--- START OF Records for processing ---

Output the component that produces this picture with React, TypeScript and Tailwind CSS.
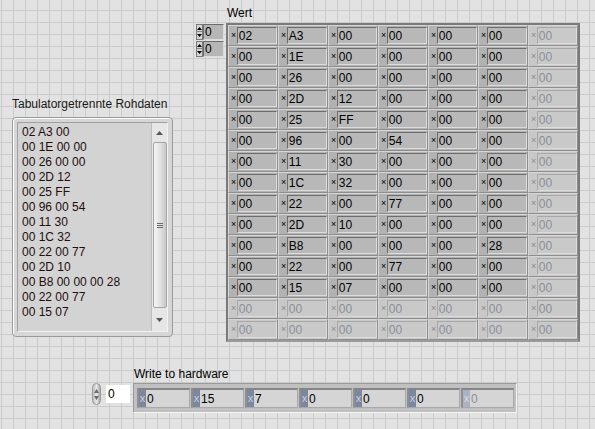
import React from "react";

const font: React.CSSProperties = { fontFamily: "'Liberation Sans', Arial, sans-serif" };

const ROWS: string[][] = [
  ["02", "A3", "00", "00", "00", "00"],
  ["00", "1E", "00", "00", "00", "00"],
  ["00", "26", "00", "00", "00", "00"],
  ["00", "2D", "12", "00", "00", "00"],
  ["00", "25", "FF", "00", "00", "00"],
  ["00", "96", "00", "54", "00", "00"],
  ["00", "11", "30", "00", "00", "00"],
  ["00", "1C", "32", "00", "00", "00"],
  ["00", "22", "00", "77", "00", "00"],
  ["00", "2D", "10", "00", "00", "00"],
  ["00", "B8", "00", "00", "00", "28"],
  ["00", "22", "00", "77", "00", "00"],
  ["00", "15", "07", "00", "00", "00"],
];

const LINES = [
  "02 A3 00",
  "00 1E 00 00",
  "00 26 00 00",
  "00 2D 12",
  "00 25 FF",
  "00 96 00 54",
  "00 11 30",
  "00 1C 32",
  "00 22 00 77",
  "00 2D 10",
  "00 B8 00 00 00 28",
  "00 22 00 77",
  "00 15 07",
];

const HW = ["0", "15", "7", "0", "0", "0"];

function HexCell({ v, off }: { v: string; off: boolean }) {
  return (
    <div
      className={`w-[50px] h-[21px] flex items-center pl-[2px] border border-t-[#d6d6d6] border-l-[#d6d6d6] border-r-[#8e8e8e] border-b-[#8e8e8e] ${off ? "bg-[#c8c8c8]" : "bg-[#b2b2b2]"}`}
    >
      <span className={`text-[9px] leading-none w-[6px] ${off ? "text-[#8a8a8a]" : "text-black"}`}>×</span>
      <div
        className={`w-[41px] h-[17px] flex items-center pl-[1px] text-[12px] leading-none border border-t-[#6c6c6c] border-l-[#6c6c6c] border-r-[#dcdcdc] border-b-[#dcdcdc] ${off ? "bg-[#c9c9c9] text-[#8a8f99] border-t-[#a8a8a8] border-l-[#a8a8a8]" : "bg-[#b8b8b8] text-black"}`}
      >
        {v}
      </div>
    </div>
  );
}

function IndexBox() {
  return (
    <div className="flex h-[16px]">
      <div className="w-[7px] h-[16px] flex flex-col border border-[#7a7a7a] bg-[#d4d4d4]">
        <div className="h-[7px] flex items-center justify-center border-b border-[#8a8a8a]">
          <svg width="5" height="3" viewBox="0 0 5 3"><path d="M2.5 0L5 3H0z" fill="#000" /></svg>
        </div>
        <div className="flex-1 flex items-center justify-center">
          <svg width="5" height="3" viewBox="0 0 5 3"><path d="M0 0h5L2.5 3z" fill="#000" /></svg>
        </div>
      </div>
      <div className="w-[21px] h-[16px] flex items-center pl-[1px] text-[12px] leading-none bg-[#b6b6b6] border border-t-[#6c6c6c] border-l-[#6c6c6c] border-r-[#dcdcdc] border-b-[#dcdcdc]">
        0
      </div>
    </div>
  );
}

function HwCell({ v, off }: { v: string; off?: boolean }) {
  return (
    <div className="w-[53px] h-[20px] flex border-t-2 border-l-2 border-t-[#858585] border-l-[#8f8f8f] border-r border-b border-r-[#a9a9a9] border-b-[#a9a9a9] bg-[#d5d5d5]">
      <div
        className={`w-[7px] h-full flex items-center justify-center text-[11px] leading-none ${off ? "bg-[#a9b2c3] text-[#d8dde6]" : "bg-[#7b87a0] text-[#c9d0de]"}`}
      >
        x
      </div>
      <div className={`pl-[1px] flex items-center text-[12px] leading-none ${off ? "text-[#8a8f99]" : "text-black"}`}>{v}</div>
    </div>
  );
}

export default function App() {
  return (
    <div
      className="w-[595px] h-[429px] overflow-hidden bg-[#e2e2e2] bg-[image:linear-gradient(to_right,#cbcbcb_1px,transparent_1px),linear-gradient(to_bottom,#cbcbcb_1px,transparent_1px)] bg-[size:12px_12px] bg-[position:1px_10px] text-black"
      style={font}
    >
      <div className="flex items-start h-[342px]">
        {/* text display */}
        <div className="ml-[12px] mt-[98px] flex flex-col">
          <div className="text-[12px] leading-[13px] text-[#1a1a1a] mb-[6px]">Tabulatorgetrennte Rohdaten</div>
          <div className="w-[161px] h-[220px] rounded-[4px] bg-[#d6d6d6] border border-[#9a9a9a] p-[4px] shadow-[inset_1px_1px_0_#ffffff]">
            <div className="w-full h-full flex bg-[#d3d3d3] border border-t-[#a0a0a0] border-l-[#a0a0a0] border-r-[#f2f2f2] border-b-[#f2f2f2]">
              <div className="flex-1 pl-[4px] pt-[2px] flex flex-col text-[12px] leading-[15px] text-[#240d0d]">
                {LINES.map((l, i) => (
                  <div key={i} className="whitespace-pre">{l}</div>
                ))}
              </div>
              <div className="w-[16px] h-full flex flex-col items-center bg-[#e6e6e6] border-l border-[#bdbdbd]">
                <div className="h-[19px] flex items-center justify-center">
                  <svg width="7" height="4" viewBox="0 0 7 4"><path d="M3.5 0L7 4H0z" fill="#555" /></svg>
                </div>
                <div className="w-[14px] h-[166px] rounded-[2px] border border-[#a6a6a6] bg-[linear-gradient(to_right,#f4f4f4,#dedede_60%,#c6c6c6)] flex items-center justify-center">
                  <div className="flex flex-col gap-[1px]">
                    <div className="w-[6px] h-[1px] bg-[#6a6a6a]" />
                    <div className="w-[6px] h-[1px] bg-[#6a6a6a]" />
                    <div className="w-[6px] h-[1px] bg-[#6a6a6a]" />
                  </div>
                </div>
                <div className="flex-1 flex items-center justify-center">
                  <svg width="7" height="4" viewBox="0 0 7 4"><path d="M0 0h7L3.5 4z" fill="#555" /></svg>
                </div>
              </div>
            </div>
          </div>
        </div>

        {/* array Wert */}
        <div className="ml-[22px] mt-[7px] flex flex-col">
          <div className="ml-[32px] text-[12px] leading-[13px] mb-[3px]">Wert</div>
          <div className="flex items-start">
            <div className="mt-[1px] ml-[1px] flex flex-col gap-[1px]">
              <IndexBox />
              <IndexBox />
            </div>
            <div className="ml-[2px] border-2 border-[#7a7a7a] border-b-[#9a9a9a] bg-[#9a9a9a] grid grid-cols-7">
              {Array.from({ length: 15 }).map((_, r) =>
                Array.from({ length: 7 }).map((_, c) => {
                  const off = r >= ROWS.length || c >= 6;
                  const v = off ? "00" : ROWS[r][c];
                  return <HexCell key={`${r}-${c}`} v={v} off={off} />;
                })
              )}
            </div>
          </div>
        </div>
      </div>

      {/* Write to hardware */}
      <div className="flex items-start mt-[26px]">
        <div className="ml-[92px] mt-[15px] flex items-center">
          <div className="w-[9px] h-[22px] rounded-full bg-[linear-gradient(to_right,#bdbdbd,#e8e8e8,#a8a8a8)] border border-[#9a9a9a] flex flex-col items-center justify-center gap-[3px]">
            <svg width="5" height="4" viewBox="0 0 5 4"><path d="M2.5 0L5 4H0z" fill="#6a6a6a" /></svg>
            <svg width="5" height="4" viewBox="0 0 5 4"><path d="M0 0h5L2.5 4z" fill="#6a6a6a" /></svg>
          </div>
          <div className="ml-[5px] w-[24px] h-[18px] bg-white flex items-center pl-[2px] text-[12px] leading-none">0</div>
        </div>
        <div className="ml-[3px] flex flex-col">
          <div className="ml-[1px] text-[12px] leading-[13px] mb-[2px]">Write to hardware</div>
          <div className="w-[384px] h-[30px] flex items-center gap-[1px] pl-[3px] bg-[#c0c0c0] border border-t-[#9a9a9a] border-l-[#9a9a9a] border-r-[#f4f4f4] border-b-[#f4f4f4]">
            {HW.map((v, i) => (
              <HwCell key={i} v={v} />
            ))}
            <HwCell v="0" off />
          </div>
        </div>
      </div>
    </div>
  );
}
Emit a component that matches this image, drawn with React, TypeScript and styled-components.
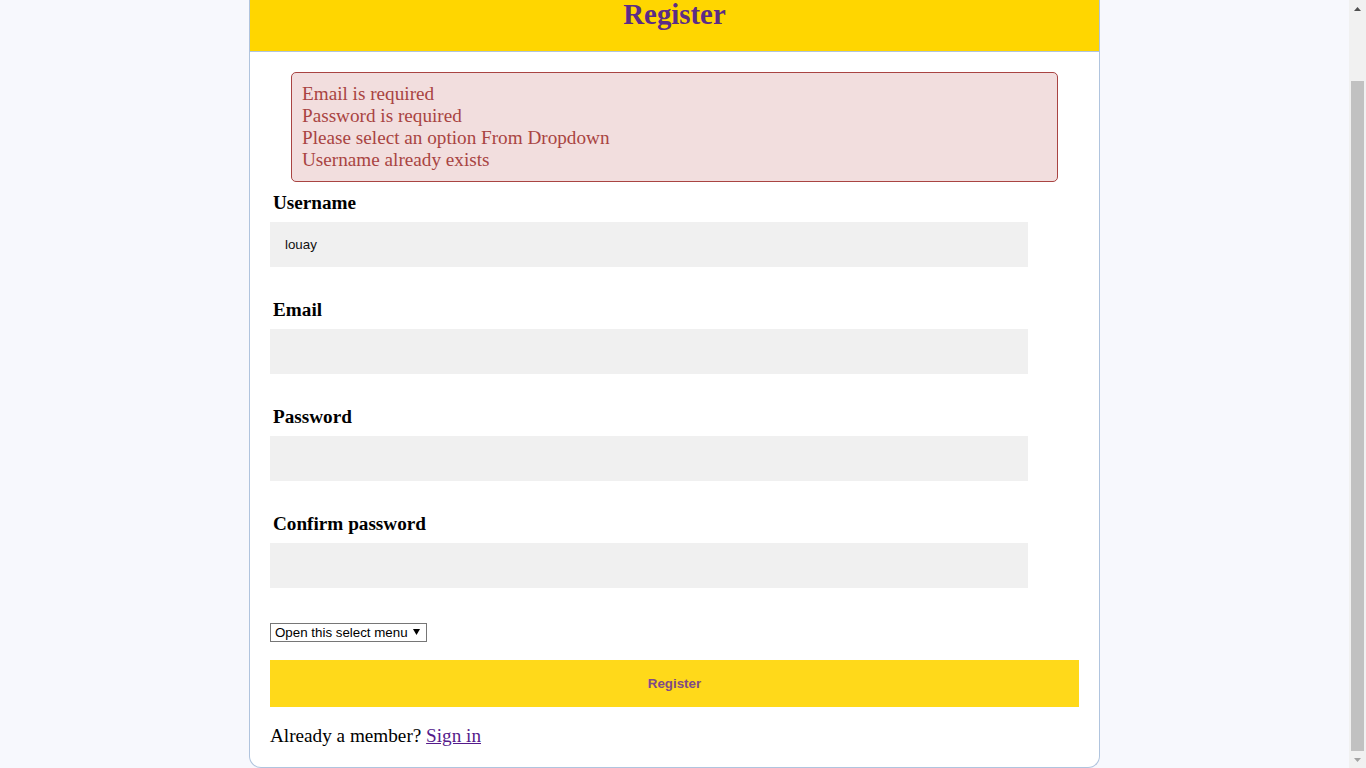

--- END OF Records for processing ---

#### Your goal
Leave out any pictures, please, and quote only the lines from the top of the data through the line that contains "const font: React.CSSProperties".

#### Task solution
Output the component that produces this picture with React, TypeScript and Tailwind CSS.
import React from "react";

const font: React.CSSProperties = { fontFamily: "'Liberation Sans', Arial, sans-serif" };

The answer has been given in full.